Illustration: Jayachandran/Mint
Illustration: Jayachandran/Mint

Time to put an end to film censorship

The Shyam Benegal committee's report is a step in the right direction

When the credits rolled over Sholay’s powerfully ambiguous ending—Sanjeev Kumar’s Thakur on his knees beside the body of the man he had just killed, Amjad Khan’s Gabbar Singh, weeping in despair—Ramesh Sippy had established his film as perhaps the most iconic representation of Indian popular cinema in the public consciousness.

Save that it didn’t quite turn out that way. The Central Board of Film Certification (CBFC) deemed the idea that a police officer would violate the law and kill a man in this fashion distasteful. It demanded that the ending be changed. A furious Sippy complied and shot the anodyne sequence everyone knows; the police arrive in time to prevent Gabbar Singh’s murder and arrest him instead. Sholay had enough going for it to survive the hit mostly unscathed—but Sippy’s authorial vision had been violated.

The Shyam Benegal committee on film certification goes a long way towards addressing such overreach in its report submitted earlier this week. Its central recommendation—that the CBFC’s role should be restricted to certifying films for age-appropriate viewing—is a long overdue reform. Prime Minister Narendra Modi and information and broadcasting minister Arun Jaitley did well to recognize this and set up the committee.

The Cinematograph Act and Cinematograph Rules under which the CBFC functions date back to 1952 and 1983, respectively. A passage of a 1989 Supreme Court judgement that is often quoted as a mission statement of sorts can be found on the CBFC website. It says in part: “The combination of act and speech, sight and sound... will have a strong impact on the minds of the viewers and can affect emotions. Therefore, it has… potential for evil… Censorship by prior restraint is, therefore, not only desirable but also necessary.’’
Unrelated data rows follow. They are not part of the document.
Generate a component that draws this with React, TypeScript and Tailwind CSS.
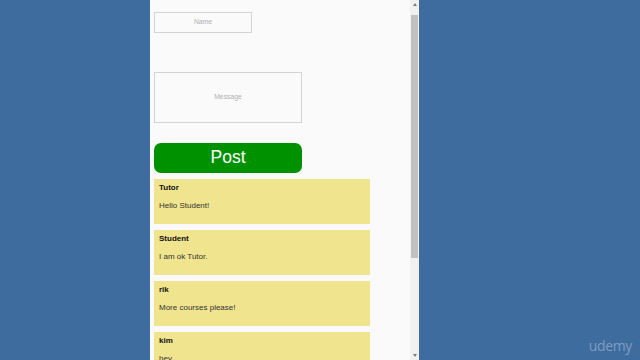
import React from "react";

const posts = [
  { name: "Tutor", msg: "Hello Student!" },
  { name: "Student", msg: "I am ok Tutor." },
  { name: "rik", msg: "More courses please!" },
  { name: "kim", msg: "hey" },
];

export default function App() {
  return (
    <div
      className="relative w-[640px] h-[360px] overflow-hidden bg-[#3e6c9e] flex"
      style={{ fontFamily: '"Liberation Sans", Arial, sans-serif' }}
    >
      <div className="ml-[150px] w-[269px] h-full bg-[#fafafa] flex">
        <div className="w-[260px] h-full pl-[4px] pt-[12px] flex flex-col items-start overflow-hidden">
          <div className="shrink-0 w-[98px] h-[21px] border border-[#d4d4d4] flex items-center justify-center text-[6.8px] text-[#b0b0b0]">
            Name
          </div>
          <div className="shrink-0 mt-[39px] w-[148px] h-[51px] border border-[#d4d4d4] flex items-center justify-center text-[6.8px] text-[#b0b0b0]">
            Message
          </div>
          <div className="shrink-0 mt-[20px] w-[148px] h-[30px] rounded-[7px] bg-[#009100] flex items-center justify-center text-[17.5px] text-white leading-none">
            Post
          </div>
          <div className="shrink-0 mt-[6px] flex flex-col gap-[6px]">
            {posts.map((p) => (
              <div key={p.name} className="w-[216px] h-[45px] shrink-0 bg-[#f0e48e] pl-[5px] pt-[4px] text-[8px] text-[#222]">
                <div className="font-bold leading-[10px] text-[#111]">{p.name}</div>
                <div className="mt-[8px] leading-[10px] text-[#333]">{p.msg}</div>
              </div>
            ))}
          </div>
        </div>
        <div className="w-[9px] h-full bg-[#f1f1f1] flex flex-col items-center">
          <div className="h-[15px] shrink-0 flex items-center justify-center">
            <div className="w-0 h-0 border-l-[2.5px] border-r-[2.5px] border-b-[3px] border-l-transparent border-r-transparent border-b-[#777] mt-[-6px]" />
          </div>
          <div className="shrink-0 w-[7px] h-[243px] bg-[#c1c1c1]" />
          <div className="flex-1" />
          <div className="h-[10px] shrink-0 flex items-center justify-center">
            <div className="w-0 h-0 border-l-[2.5px] border-r-[2.5px] border-t-[3px] border-l-transparent border-r-transparent border-t-[#777]" />
          </div>
        </div>
      </div>
      <div className="absolute right-[8px] bottom-[4px] text-[14px] text-[#7f9dc2] tracking-tight" style={{ fontFamily: '"Open Sans", sans-serif' }}>
        udemy
      </div>
    </div>
  );
}
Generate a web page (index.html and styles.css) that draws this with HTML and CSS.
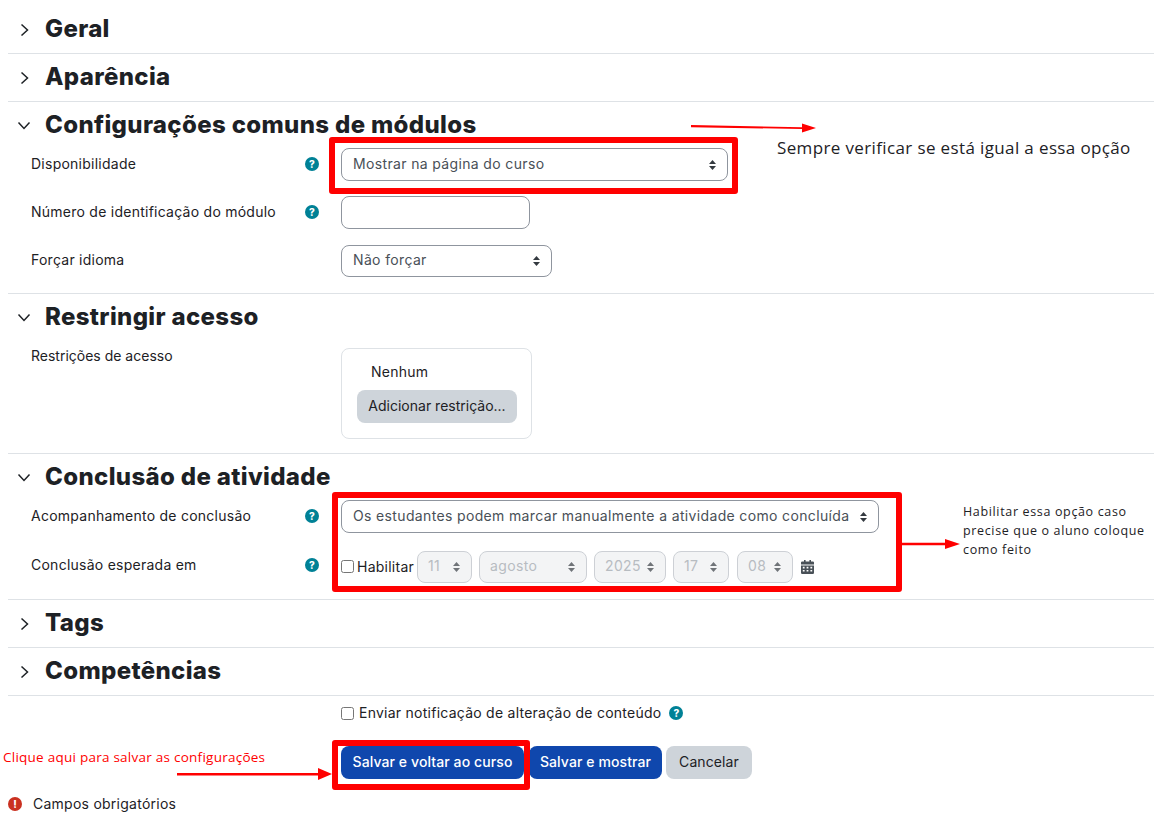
FILE: index.html
```html
<!DOCTYPE html>
<html lang="pt-BR">
<head>
  <meta charset="UTF-8" />
  <title>Configurações do módulo</title>
  <link rel="stylesheet" href="styles.css">
</head>
<body>

  <div class="page">

    <section class="section collapsed">
      <div class="section-header">
        <span class="toggle"><svg width="9" height="14" viewBox="0 0 9 14"><path d="M1.5 1.5 7.5 7 1.5 12.5" /></svg></span>
        <h3>Geral</h3>
      </div>
    </section>

    <section class="section collapsed">
      <div class="section-header">
        <span class="toggle"><svg width="9" height="14" viewBox="0 0 9 14"><path d="M1.5 1.5 7.5 7 1.5 12.5" /></svg></span>
        <h3>Aparência</h3>
      </div>
    </section>

    <section class="section section-modules">
      <div class="section-header">
        <span class="toggle"><svg class="down" width="14" height="9" viewBox="0 0 14 9"><path d="M1.5 1.5 7 7.5 12.5 1.5" /></svg></span>
        <h3>Configurações comuns de módulos</h3>
      </div>
      <div class="row">
        <label>Disponibilidade</label>
        <span class="help">?</span>
        <select class="field w-387"><option>Mostrar na página do curso</option></select>
      </div>
      <div class="row">
        <label>Número de identificação do módulo</label>
        <span class="help">?</span>
        <input type="text" class="field w-189">
      </div>
      <div class="row row-last">
        <label>Forçar idioma</label>
        <span></span>
        <select class="field w-211"><option>Não forçar</option></select>
      </div>
    </section>

    <section class="section section-access">
      <div class="section-header">
        <span class="toggle"><svg class="down" width="14" height="9" viewBox="0 0 14 9"><path d="M1.5 1.5 7 7.5 12.5 1.5" /></svg></span>
        <h3>Restringir acesso</h3>
      </div>
      <div class="row row-access">
        <label>Restrições de acesso</label>
        <span></span>
        <div class="access-box">
          <div class="access-none">Nenhum</div>
          <button class="btn btn-secondary btn-access">Adicionar restrição...</button>
        </div>
      </div>
    </section>

    <section class="section section-completion">
      <div class="section-header">
        <span class="toggle"><svg class="down" width="14" height="9" viewBox="0 0 14 9"><path d="M1.5 1.5 7 7.5 12.5 1.5" /></svg></span>
        <h3>Conclusão de atividade</h3>
      </div>
      <div class="row">
        <label>Acompanhamento de conclusão</label>
        <span class="help">?</span>
        <select class="field w-538"><option>Os estudantes podem marcar manualmente a atividade como concluída</option></select>
      </div>
      <div class="row row-last">
        <label>Conclusão esperada em</label>
        <span class="help">?</span>
        <div class="date-group">
          <input type="checkbox" class="check">
          <span class="enable">Habilitar</span>
          <select class="field date w-55" disabled><option>11</option></select>
          <select class="field date w-108" disabled><option>agosto</option></select>
          <select class="field date w-72" disabled><option>2025</option></select>
          <select class="field date w-56" disabled><option>17</option></select>
          <select class="field date w-56" disabled><option>08</option></select>
          <svg class="calendar" width="13" height="14" viewBox="0 0 13 14">
            <path d="M3 0h1.6v2H3zM8.4 0H10v2H8.4z" />
            <path fill-rule="evenodd" d="M1.2 1.4h10.6a1.2 1.2 0 0 1 1.2 1.2V4.600H0V2.600a1.200 1.200 0 0 1 1.200-1.200zM0 5.400h13v7.400a1.200 1.200 0 0 1-1.200 1.200H1.200A1.200 1.200 0 0 1 0 12.800zM1.800 6.800v1.600h1.800V6.800zM5.600 6.800v1.600h1.800V6.800zM9.400 6.800v1.600h1.800V6.800zM1.800 10v1.600h1.800V10zM5.600 10v1.600h1.800V10zM9.400 10v1.600h1.800V10z" />
          </svg>
        </div>
      </div>
    </section>

    <section class="section collapsed">
      <div class="section-header">
        <span class="toggle"><svg width="9" height="14" viewBox="0 0 9 14"><path d="M1.500 1.500 7.500 7 1.500 12.500" /></svg></span>
        <h3>Tags</h3>
      </div>
    </section>

    <section class="section collapsed">
      <div class="section-header">
        <span class="toggle"><svg width="9" height="14" viewBox="0 0 9 14"><path d="M1.500 1.500 7.500 7 1.500 12.500" /></svg></span>
        <h3>Competências</h3>
      </div>
    </section>

    <div class="notify">
      <input type="checkbox" class="check">
      <span class="notify-text">Enviar notificação de alteração de conteúdo</span>
      <span class="help">?</span>
    </div>

    <div class="actions">
      <button class="btn btn-primary btn-save">Salvar e voltar ao curso</button>
      <button class="btn btn-primary btn-show">Salvar e mostrar</button>
      <button class="btn btn-secondary btn-cancel">Cancelar</button>
    </div>

    <div class="required">
      <span class="required-icon">!</span>
      <span>Campos obrigatórios</span>
    </div>

    <!-- Anotações por cima da tela -->
    <div class="mark mark-availability"></div>
    <div class="mark mark-completion"></div>
    <div class="mark mark-save"></div>

    <svg class="arrows" width="1154" height="817" viewBox="0 0 1154 817">
      <path d="M691 125 L802 127.200 L802 123.500 L816 128 L802 132.500 L802 129 L691 127.200Z" />
      <path d="M902 542.800H945V539L960 544L945 549V545.200H902Z" />
      <path d="M177 773H318V768L332 774L318 780V775.400H177Z" />
    </svg>

    <p class="note note-availability">Sempre verificar se está igual a essa opção</p>
    <p class="note note-completion">Habilitar essa opção caso<br>precise que o aluno coloque<br>como feito</p>
    <p class="note note-save">Clique aqui para salvar as configurações</p>

  </div>

</body>
</html>
```

FILE: styles.css
```css
:root {
  --text-color: #1d2125;
  --border-color: #dee2e6;
  --field-border: #8f959e;
  --primary: #0f47ad;
  --secondary: #ced4da;
  --info: #008196;
  --danger: #ca3120;
  --mark: #ff0000;
}

* {
  box-sizing: border-box;
}

body {
  margin: 0;
  background-color: #fff;
  color: var(--text-color);
  font-family: Inter, Arial, sans-serif;
  font-size: 14px;
  letter-spacing: 0.25px;
}

.page {
  position: relative;
  height: 817px;
  padding: 6px 0 0 8px;
  overflow: hidden;
}

.section {
  border-bottom: 1px solid var(--border-color);
}

.section-header {
  display: flex;
  align-items: center;
  height: 46px;
}

.collapsed .section-header {
  height: 47px;
}

.toggle {
  display: flex;
  justify-content: center;
  width: 33px;
  margin-right: 4px;
}

.toggle svg {
  fill: none;
  stroke: var(--text-color);
  stroke-width: 1.500;
}

.toggle svg.down {
  margin-left: -1px;
}

h3 {
  margin: 0;
  padding-bottom: 2px;
  font-size: 24px;
  font-weight: 800;
  letter-spacing: 0.35px;
}

.row {
  display: grid;
  grid-template-columns: 274px 36px 1fr;
  align-items: center;
  height: 33px;
  margin-bottom: 15px;
  padding-left: 23px;
}

.row label {
  padding-bottom: 2px;
}

.row-last {
  margin-bottom: 16px;
}

.section-modules .row-last {
  height: 32px;
  margin-top: 16px;
}

.section-modules .row-last label {
  padding-bottom: 3px;
}

.section-modules .row-last .field {
  height: 32px;
  padding-bottom: 3px;
}

.section-completion .row:first-of-type {
  margin-top: 1px;
}

.section-completion .row {
  margin-bottom: 17px;
}

.section-completion .row-last {
  margin-bottom: 16px;
}

.section-completion .row-last label {
  padding-bottom: 5px;
}

.section-completion .row-last .help {
  margin-top: -4px;
}

.row-access {
  align-items: start;
  height: auto;
  margin-top: 8px;
  margin-bottom: 14px;
}

.row-access label {
  padding: 0;
  line-height: 16px;
  letter-spacing: 0;
}

.help {
  display: flex;
  align-items: center;
  justify-content: center;
  width: 14px;
  height: 14px;
  margin-top: -1px;
  border-radius: 50%;
  background-color: var(--info);
  color: #fff;
  font-size: 10px;
  font-weight: 800;
  letter-spacing: 0;
}

.field {
  display: block;
  height: 33px;
  padding: 0 11px 2px;
  border: 1px solid var(--field-border);
  border-radius: 8px;
  background-color: #fff;
  color: #495057;
  font-family: inherit;
  font-size: 14px;
  letter-spacing: 0.35px;
}

select.field {
  appearance: none;
  background-image: url("data:image/svg+xml,%3Csvg xmlns='http://www.w3.org/2000/svg' width='7' height='10'%3E%3Cpath fill='%23343a40' d='M3.500 0 7 4H0zM3.500 10 0 6H7z'/%3E%3C/svg%3E");
  background-repeat: no-repeat;
  background-position: right 11px center;
}

.w-387 { width: 387px; }
.w-189 { width: 189px; }
.w-211 { width: 211px; }
.w-538 { width: 538px; }
.w-55 { width: 55px; }
.w-108 { width: 108px; }
.w-72 { width: 72px; }
.w-56 { width: 56px; }

.access-box {
  width: 191px;
  height: 91px;
  padding: 14px 14px 0 15px;
  border: 1px solid var(--border-color);
  border-radius: 8px;
}

.access-none {
  margin-left: 14px;
  margin-bottom: 10px;
  line-height: 17px;
}

.btn {
  height: 33px;
  padding: 0 0 2px;
  border: none;
  border-radius: 8px;
  font-family: inherit;
  font-size: 14px;
  letter-spacing: 0.1px;
}

.btn-primary {
  background-color: var(--primary);
  color: #fff;
  font-weight: 500;
}

.btn-secondary {
  background-color: var(--secondary);
  color: var(--text-color);
}

.btn-access {
  display: block;
  width: 160px;
  letter-spacing: 0;
}

.date-group {
  display: flex;
  align-items: center;
}

.date-group .date {
  height: 32px;
  margin-right: 7px;
  padding-left: 10px;
  border-color: #b8bdc4;
  background-color: #eef0f2;
  color: #9aa0a7;
}

.check {
  width: 13px;
  height: 13px;
  margin: 0;
}

.enable {
  width: 56px;
  margin: 0 4px 0 3px;
}

.date-group .w-72 {
  margin-right: 7px;
}

.date-group .date:nth-of-type(4) {
  margin-right: 8px;
}

.calendar {
  margin-left: 1px;
  fill: #495057;
}

.notify {
  display: flex;
  align-items: center;
  gap: 5px;
  height: 14px;
  margin: 10px 0 0 333px;
}

.notify-text {
  margin-top: -2px;
}

.notify .help {
  margin-left: 3px;
}

.actions {
  display: flex;
  margin: 26px 0 0 333px;
}

.btn-save {
  width: 183px;
  margin-right: 5px;
}

.btn-show {
  width: 133px;
  margin-right: 4px;
}

.btn-cancel {
  width: 86px;
}

.required {
  display: flex;
  align-items: center;
  gap: 11px;
  margin-top: 16px;
  height: 17px;
}

.required-icon {
  display: flex;
  align-items: center;
  justify-content: center;
  width: 14px;
  height: 14px;
  border-radius: 50%;
  background-color: var(--danger);
  color: #fff;
  font-size: 10px;
  font-weight: 800;
  letter-spacing: 0;
}

/* marcações vermelhas */
.mark {
  position: absolute;
  border: 6px solid var(--mark);
  border-radius: 3px;
}

.mark-availability {
  left: 329px;
  top: 137px;
  width: 409px;
  height: 57px;
}

.mark-completion {
  left: 332px;
  top: 492px;
  width: 570px;
  height: 100px;
}

.mark-save {
  left: 332px;
  top: 740px;
  width: 198px;
  height: 50px;
}

.arrows {
  position: absolute;
  left: 0;
  top: 0;
  fill: var(--mark);
}

.note {
  position: absolute;
  margin: 0;
  font-family: "Open Sans", Arial, sans-serif;
}

.note-availability {
  left: 777px;
  top: 136px;
  font-size: 17px;
  letter-spacing: 0.37px;
  line-height: 24px;
}

.note-completion {
  left: 963px;
  top: 502px;
  font-size: 12.500px;
  letter-spacing: 0.65px;
  line-height: 19px;
}

.note-save {
  left: 3px;
  top: 747px;
  color: var(--mark);
  font-size: 13.500px;
  letter-spacing: 0.25px;
  line-height: 20px;
}
```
The underlying theme—one that has coloured successive governments’ approach to Indian cinema—is fear of the audience. That made eminent sense at the time of the film industry’s birth. Cinema was a powerful new medium; the colonial administration that first introduced film censorship feared that it would be used to spread subversive messages just as other art forms had been co-opted by nationalists. It could, perhaps, be explained in the post-1947 period by the zeal of a governing order overseeing a new nation with a sense of identity damaged by partition.

But it should have been abandoned in the decades since. A look at some of the movies banned over the years show that has not been the case—from Deepa Mehta’s Fire exploring a lesbian relationship between sisters-in-law to Shonali Bose’s Amu on the massacre of Sikhs following Indira Gandhi’s assassination to Kamal Haasan’s Vishwaroopam, Prakash Jha’s Aarakshan and Anand Patwardhan’s documentaries. So does the fact that even those movies that are certified ‘Adults’ are often forced to make cuts. This fear of adverse political messaging and of the transgression of sociocultural norms has created a vicious cycle. Communities and political parties that feel aggrieved by a particular film have seized upon it, and various governments have obliged, reinforcing the message.

The resulting paternalism is increasingly unviable. Technology has fragmented the means of accessing cinema, Indian and foreign, beyond the CBFC’s ability to control. Streaming services, pirate networks and filmmakers who use non-formal avenues such as the Internet for distribution have all contributed here. Its continuing the attempt regardless speaks more to a desire to assert state authority by defining what is publicly kosher than any true effort to control what people see. And it betrays a fundamental misunderstanding: cinema is not meant to abide by norms. Films like Costa-Gavras’s Z and Stanley Kubrick’s A Clockwork Orange show the merit of questioning them. The justice Mukul Mudgal committee report recognized as much when it said in 2013 that interpreting a film is an individual act, vexing any attempt to administrate it from a collective perspective.

If the Shyam Benegal committee report’s recommendations are implemented, it will be a substantial step towards addressing these issues, allied with the Supreme Court’s 2011 ruling that states can’t ban films cleared by the CBFC. But it is only a halfway house. The report has spoken of depoliticizing the CBFC—difficult when the body remains under government control. In the US, the rating system is overseen by an industry body. The difference in the potential box-office earnings of films rated for general and mature audiences allows filmmakers to make decisions based on market logic, not because they have been instructed to do so. There is no reason not to work towards a similar system in India.